TL;DR:
Data formats (TIFF, HDF5, Zarr) often pad edge chunks to full size on disk. When these are read through virtual Zarr stores, the codec pipeline receives more bytes than the logical chunk shape expects, causing decode failures. We need a TruncateCodec (bytes-to-bytes) that trims oversized buffers before downstream codecs see them.
Problem Statement
When reading archival file formats through virtual Zarr stores, the physical storage units (TIFF strips, HDF5 chunks, etc.) may contain more bytes than the logical array shape implies. This causes array-to-bytes codecs (e.g., BytesCodec) to fail with reshape errors, because the buffer size does not match the expected chunk shape.
There is currently no Zarr codec for truncating oversized byte buffers to the expected chunk size before decoding.
Background
Many archival formats store data in fixed-size physical units that may extend beyond the logical array boundary:
- TIFF strips: Defined by
RowsPerStrip and ImageLength. When ImageLength is not evenly divisible by RowsPerStrip, some writers pad the last strip to full RowsPerStrip size on disk. Both behaviors are valid per the TIFF spec.
- HDF5 chunks: Edge chunks may be stored at full chunk size with padding, depending on the dataset's allocation and fill behavior.
- Zarr chunks: Zarr RegularChunkGrid pads partial chunks
- Other formats: Any format where the physical storage granularity doesn't perfectly align with the logical data extent.
Concrete example
A 150-row TIFF image with RowsPerStrip=12 has 13 strips. The last strip logically covers 6 rows, but may be stored as 12 rows (padded). The StripByteCounts for such a file shows all 13 strips at the same byte count.

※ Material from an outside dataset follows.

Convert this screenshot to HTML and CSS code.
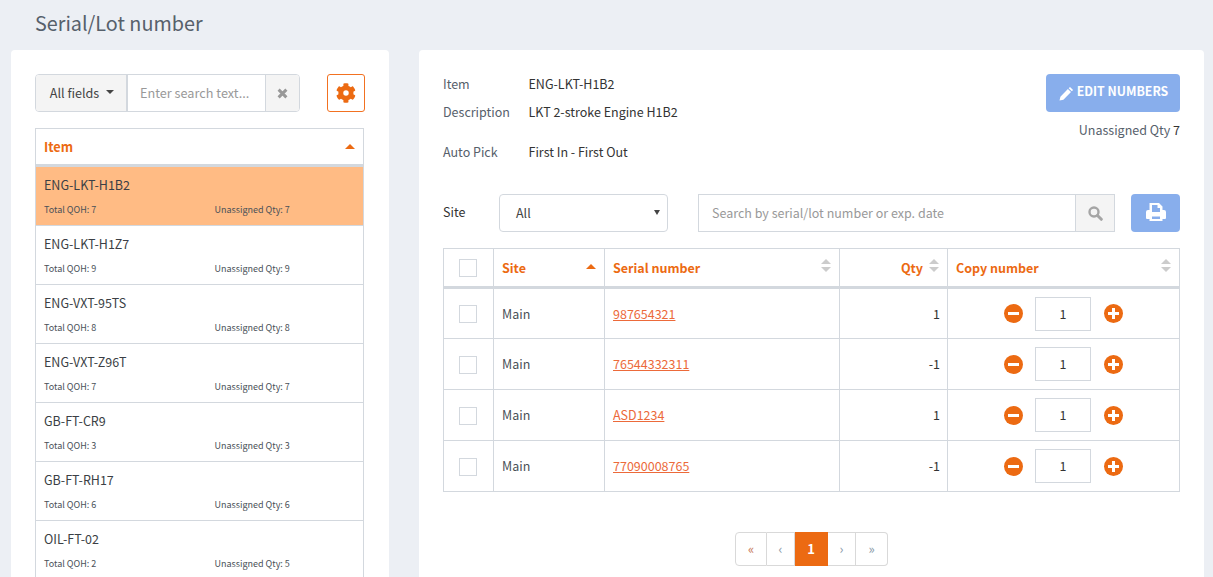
FILE: index.html
```html
<!DOCTYPE html>
<html lang="en">
<head>
<meta charset="utf-8">
<title>Serial/Lot number</title>
<link rel="stylesheet" href="styles.css">
</head>
<body>
<h1 class="page-title">Serial/Lot number</h1>
<main class="layout">
  <section class="card side">
    <div class="search-row">
      <div class="search-group">
        <button class="fields-btn">All fields <span class="caret"></span></button>
        <input class="search-input" placeholder="Enter search text...">
        <button class="clear-btn" aria-label="Clear"><svg width="11" height="11" viewBox="0 0 11 11"><path d="M1.600 1.600 9.400 9.400M9.400 1.600 1.600 9.400" stroke="#999" stroke-width="3"/></svg></button>
      </div>
      <button class="gear-btn" aria-label="Settings"><svg width="20" height="20" viewBox="0 0 512 512"><path fill="#ec6a12" d="M487 316l-43-25c4-23 4-47 0-70l43-25c5-3 7-9 5-14-11-36-30-68-55-95-4-4-10-5-15-2l-43 25c-18-15-39-27-61-35V25c0-6-4-11-9-12-37-8-75-8-111 0-5 1-9 6-9 12v50c-22 8-43 20-61 35L85 85c-5-3-11-2-15 2-25 27-44 59-55 95-2 5 0 11 5 14l43 25c-4 23-4 47 0 70l-43 25c-5 3-7 9-5 14 11 36 30 68 55 95 4 4 10 5 15 2l43-25c18 15 39 27 61 35v50c0 6 4 11 9 12 37 8 75 8 111 0 5-1 9-6 9-12v-50c22-8 43-20 61-35l43 25c5 3 11 2 15-2 25-27 44-59 55-95 2-5 0-11-5-14zM256 326a70 70 0 1 1 0-140 70 70 0 0 1 0 140z"/></svg></button>
    </div>
    <div class="item-list">
      <div class="item-head"><span>Item</span><span class="sort-up"></span></div>
      <div class="item selected"><div class="item-name">ENG-LKT-H1B2</div><div class="item-meta"><span>Total QOH: 7</span><span>Unassigned Qty: 7</span></div></div>
      <div class="item"><div class="item-name">ENG-LKT-H1Z7</div><div class="item-meta"><span>Total QOH: 9</span><span>Unassigned Qty: 9</span></div></div>
      <div class="item"><div class="item-name">ENG-VXT-95TS</div><div class="item-meta"><span>Total QOH: 8</span><span>Unassigned Qty: 8</span></div></div>
      <div class="item"><div class="item-name">ENG-VXT-Z96T</div><div class="item-meta"><span>Total QOH: 7</span><span>Unassigned Qty: 7</span></div></div>
      <div class="item"><div class="item-name">GB-FT-CR9</div><div class="item-meta"><span>Total QOH: 3</span><span>Unassigned Qty: 3</span></div></div>
      <div class="item"><div class="item-name">GB-FT-RH17</div><div class="item-meta"><span>Total QOH: 6</span><span>Unassigned Qty: 6</span></div></div>
      <div class="item"><div class="item-name">OIL-FT-02</div><div class="item-meta"><span>Total QOH: 2</span><span>Unassigned Qty: 5</span></div></div>
    </div>
  </section>
  <section class="card detail">
    <div class="summary">
      <dl class="facts">
        <dt>Item</dt><dd>ENG-LKT-H1B2</dd>
        <dt>Description</dt><dd>LKT 2-stroke Engine H1B2</dd>
        <dt class="gap">Auto Pick</dt><dd class="gap">First In - First Out</dd>
      </dl>
      <div class="summary-actions">
        <button class="edit-btn"><svg class="edit-icon" width="15" height="15" viewBox="0 0 15 15"><path fill="#fff" d="M11 .9 14.100 4l-1.300 1.300-3.100-3.100zM8.900 3l3.100 3.100-7.600 7.600-3.900.9.900-3.900z"/></svg>EDIT NUMBERS</button>
        <div class="unassigned">Unassigned Qty <b>7</b></div>
      </div>
    </div>
    <div class="filters">
      <label class="site-label">Site</label>
      <div class="site-select">All<span class="select-arrow"></span></div>
      <div class="serial-search">
        <input class="serial-input" placeholder="Search by serial/lot number or exp. date">
        <span class="search-icon"><svg width="15" height="15" viewBox="0 0 15 15"><circle cx="6" cy="6" r="4.500" fill="none" stroke="#a5a5a5" stroke-width="2.400"/><path d="M9.500 9.500 13.300 13.300" stroke="#a5a5a5" stroke-width="3" stroke-linecap="round"/></svg></span>
      </div>
      <button class="print-btn" aria-label="Print"><svg width="20" height="20" viewBox="0 0 20 20"><path fill="#fff" fill-rule="evenodd" d="M3.500 1h9.500l3.500 3.500V8h1.500A2 2 0 0 1 20 10v6a1 1 0 0 1-1 1h-2.500v2h-13v-2H1a1 1 0 0 1-1-1v-6a2 2 0 0 1 2-2h1.500zM6 3v7h8V6h-2.500V3zM6 14.500v2.500h8v-2.500z"/></svg></button>
    </div>
    <table class="grid">
      <colgroup><col class="c-check"><col class="c-site"><col class="c-serial"><col class="c-qty"><col class="c-copy"></colgroup>
      <thead>
        <tr>
          <th class="check"><span class="box"></span></th>
          <th><div class="th-in"><span>Site</span><span class="sort-up"></span></div></th>
          <th><div class="th-in"><span>Serial number</span><span class="sort-both"></span></div></th>
          <th><div class="th-in th-right"><span>Qty</span><span class="sort-both"></span></div></th>
          <th><div class="th-in"><span>Copy number</span><span class="sort-both"></span></div></th>
        </tr>
      </thead>
      <tbody>
        <tr><td class="check"><span class="box"></span></td><td class="site">Main</td><td><a href="#">987654321</a></td><td class="num">1</td><td><div class="stepper"><span class="round minus"></span><span class="count">1</span><span class="round plus"></span></div></td></tr>
        <tr><td class="check"><span class="box"></span></td><td class="site">Main</td><td><a href="#">76544332311</a></td><td class="num">-1</td><td><div class="stepper"><span class="round minus"></span><span class="count">1</span><span class="round plus"></span></div></td></tr>
        <tr><td class="check"><span class="box"></span></td><td class="site">Main</td><td><a href="#">ASD1234</a></td><td class="num">1</td><td><div class="stepper"><span class="round minus"></span><span class="count">1</span><span class="round plus"></span></div></td></tr>
        <tr><td class="check"><span class="box"></span></td><td class="site">Main</td><td><a href="#">77090008765</a></td><td class="num">-1</td><td><div class="stepper"><span class="round minus"></span><span class="count">1</span><span class="round plus"></span></div></td></tr>
      </tbody>
    </table>
    <nav class="pager">
      <a>«</a><a>‹</a><a class="current">1</a><a>›</a><a>»</a>
    </nav>
  </section>
</main>
</body>
</html>
```

FILE: styles.css
```css
* { box-sizing: border-box; }
html, body { height: 100%; }
body {
  margin: 0;
  height: 577px;
  overflow: hidden;
  background: #eceff4;
  color: #333;
  font-family: "Noto Sans CJK SC", "Noto Sans", sans-serif;
  font-size: 12.500px;
  line-height: 18px;
}
button, input { font-family: inherit; }
.page-title {
  margin: 0;
  padding: 9px 0 0 35px;
  height: 50px;
  font-size: 19.800px;
  line-height: 27px;
  font-weight: 400;
  color: #56606b;
}
.layout { display: flex; gap: 30px; padding: 0 9px 0 11px; align-items: flex-start; }
.card { background: #fff; border-radius: 4px 4px 0 0; height: 527px; padding: 24px; overflow: hidden; }
.side { width: 378px; flex: none; }
.detail { flex: 1; min-width: 0; }

.search-row { display: flex; justify-content: space-between; width: 330px; }
.search-group { display: flex; width: 265px; height: 38px; border: 1px solid #d3d8de; border-radius: 4px; overflow: hidden; }
.fields-btn { width: 92px; background: #f4f4f4; border: 0; border-right: 2px solid #d3d8de; font-size: 12.600px; color: #444; padding: 0 0 2px 2px; display: flex; align-items: center; justify-content: center; gap: 7px; }
.caret { width: 0; height: 0; border: 4px solid transparent; border-top: 4.500px solid #444; border-bottom: 0; }
.search-input { width: 137px; border: 0; padding: 0 12px 2px; font-size: 12.700px; outline: 0; min-width: 0; }
.search-input::placeholder, .serial-input::placeholder { color: #999; opacity: 1; }
.clear-btn { flex: 1; background: #f4f4f4; border: 0; border-left: 1px solid #d3d8de; padding: 0; display: flex; align-items: center; justify-content: center; }
.gear-btn { width: 38px; height: 38px; background: #fff; border: 1px solid #f27121; border-radius: 3px; padding: 0; display: flex; align-items: center; justify-content: center; }

.item-list { width: 329px; margin-top: 16px; border: 1px solid #d3d8de; border-bottom: 0; }
.item-head { height: 38px; padding: 0 8px; border-bottom: 3px solid #d3d8de; display: flex; align-items: center; justify-content: space-between; color: #ec6a12; font-weight: 700; font-size: 12.800px; }
.sort-up { width: 0; height: 0; border: 5px solid transparent; border-top: 0; border-bottom: 5px solid #ec6a12; }
.item { height: 59px; padding: 9px 8px 0; border-bottom: 1px solid #d3d8de; }
.item.selected { background: #ffbb84; }
.item-name { line-height: 18px; color: #3b3f45; }
.item-meta { display: flex; margin-top: 9px; font-size: 9px; line-height: 14px; color: #4a5158; }
.item-meta span:first-child { width: 170.500px; }

.summary { display: flex; justify-content: space-between; height: 120px; }
.facts { margin: 0; display: grid; grid-template-columns: 85.500px auto; grid-auto-rows: 28px; align-content: start; }
.facts dt { color: #56606b; line-height: 20px; }
.facts dd { margin: 0; color: #333; line-height: 20px; }
.facts .gap { margin-top: 12px; }
.summary-actions { width: 134px; text-align: right; }
.edit-btn { width: 134px; height: 38px; background: #88aeec; border: 0; border-radius: 4px; color: #fff; font-weight: 700; font-size: 12.300px; display: flex; align-items: center; justify-content: center; gap: 3px; padding: 0 0 4px 1px; }
.edit-icon { margin-top: 4px; }
.unassigned { margin-top: 9px; color: #56606b; }
.unassigned b { font-weight: 400; color: #333; }

.filters { display: flex; align-items: center; height: 38px; }
.site-label { width: 56px; color: #333; margin-top: -3px; }
.site-select { position: relative; width: 169px; height: 38px; border: 1px solid #d3d8de; border-radius: 4px; padding: 0 16px; line-height: 35px; color: #444; }
.select-arrow { position: absolute; right: 7px; top: 15px; width: 0; height: 0; border: 3.500px solid transparent; border-top: 5px solid #444; border-bottom: 0; }
.serial-search { display: flex; width: 417px; height: 38px; margin-left: 30px; border: 1px solid #d3d8de; }
.serial-input { flex: 1; min-width: 0; border: 0; outline: 0; padding: 0 13px 2px; font-size: 12.500px; }
.search-icon { width: 39px; background: #f4f4f4; border-left: 1px solid #d3d8de; display: flex; align-items: center; justify-content: center; }
.print-btn { width: 49px; height: 38px; margin-left: 16px; background: #88aeec; border: 0; border-radius: 4px; padding: 0 0 2px; display: flex; align-items: center; justify-content: center; }

.grid { width: 736px; margin-top: 16px; border-collapse: collapse; table-layout: fixed; }
.c-check { width: 50px; }
.c-site { width: 111px; }
.c-serial { width: 235px; }
.c-qty { width: 108px; }
.c-copy { width: 232px; }
.grid th, .grid td { border: 1px solid #d3d8de; padding: 0 8px; font-size: 12.500px; }
.grid thead th { height: 39px; border-bottom-width: 3px; color: #ec6a12; font-weight: 700; text-align: left; }
.grid tbody td { height: 51px; }
.grid .check { padding: 0 1px 0 0; text-align: center; }
.box { display: inline-block; vertical-align: middle; width: 18px; height: 18px; border: 1px solid #d3d8de; background: #fff; }
.th-in { display: flex; justify-content: space-between; align-items: center; font-size: 12.500px; }
.th-in .sort-up { margin: -3px 0 0; }
.th-right { justify-content: flex-end; gap: 6px; }
.sort-both { width: 11px; height: 13px; margin: -4px -1px 0 0; position: relative; display: block; }
.sort-both::before, .sort-both::after { content: ""; position: absolute; left: 0; width: 0; height: 0; border: 5px solid transparent; }
.sort-both::before { top: 0; border-top: 0; border-bottom: 5px solid #ccc; }
.sort-both::after { bottom: 0; border-bottom: 0; border-top: 5px solid #ccc; }
.site { color: #4a5158; }
.grid a { color: #ec6a3a; text-decoration: underline; }
.num { text-align: right; padding-right: 7px !important; }
.stepper { display: flex; align-items: center; justify-content: center; }
.round { position: relative; width: 19px; height: 19px; border-radius: 50%; background: #ec6a12; }
.round::before, .plus::after { content: ""; position: absolute; background: #fff; left: 4px; top: 8px; width: 11px; height: 3px; }
.plus::after { left: 8px; top: 4px; width: 3px; height: 11px; }
.count { width: 56px; height: 34px; margin: 0 13px 0 12px; border: 1px solid #d3d8de; text-align: center; line-height: 32px; }

.pager { display: flex; margin: 40px 0 0 292px; }
.pager a { height: 34px; width: 28px; border: 1px solid #d9d9d9; border-left: 0; display: flex; align-items: center; justify-content: center; font-size: 13px; color: #8a9aa8; }
.pager a:first-child { width: 32px; border-left: 1px solid #d9d9d9; border-radius: 4px 0 0 4px; color: #c87a5a; }
.pager a:last-child { width: 32px; border-radius: 0 4px 4px 0; }
.pager a.current { width: 33px; background: #ec6a12; border-color: #ec6a12; color: #fff; font-weight: 700; }
```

When this TIFF is exposed as a virtual Zarr array via virtual-tiff, the chunk grid must reflect the logical array shape. A RectilinearChunkGrid with y-axis chunks (12, 12, ..., 12, 6) correctly describes the array, but the codec pipeline receives 12 rows of data for a chunk that expects 6 — causing a reshape failure:
ValueError: cannot reshape array of size 7776 into shape (4,162,6)
Impact
Single-file reads
This affects any virtual reference to an archival format where the physical storage unit is larger than the logical chunk, regardless of band interleaving, number of bands, or compression.
Virtual concatenation
When virtually concatenating multiple arrays (e.g., via VirtualiZarr), each source file's padded edge chunks carry into the concatenated manifest. The byte ranges still point at the original files, so oversized buffers appear at every source array boundary — not just at the end. A single concatenation of N files can produce N padded chunks instead of one.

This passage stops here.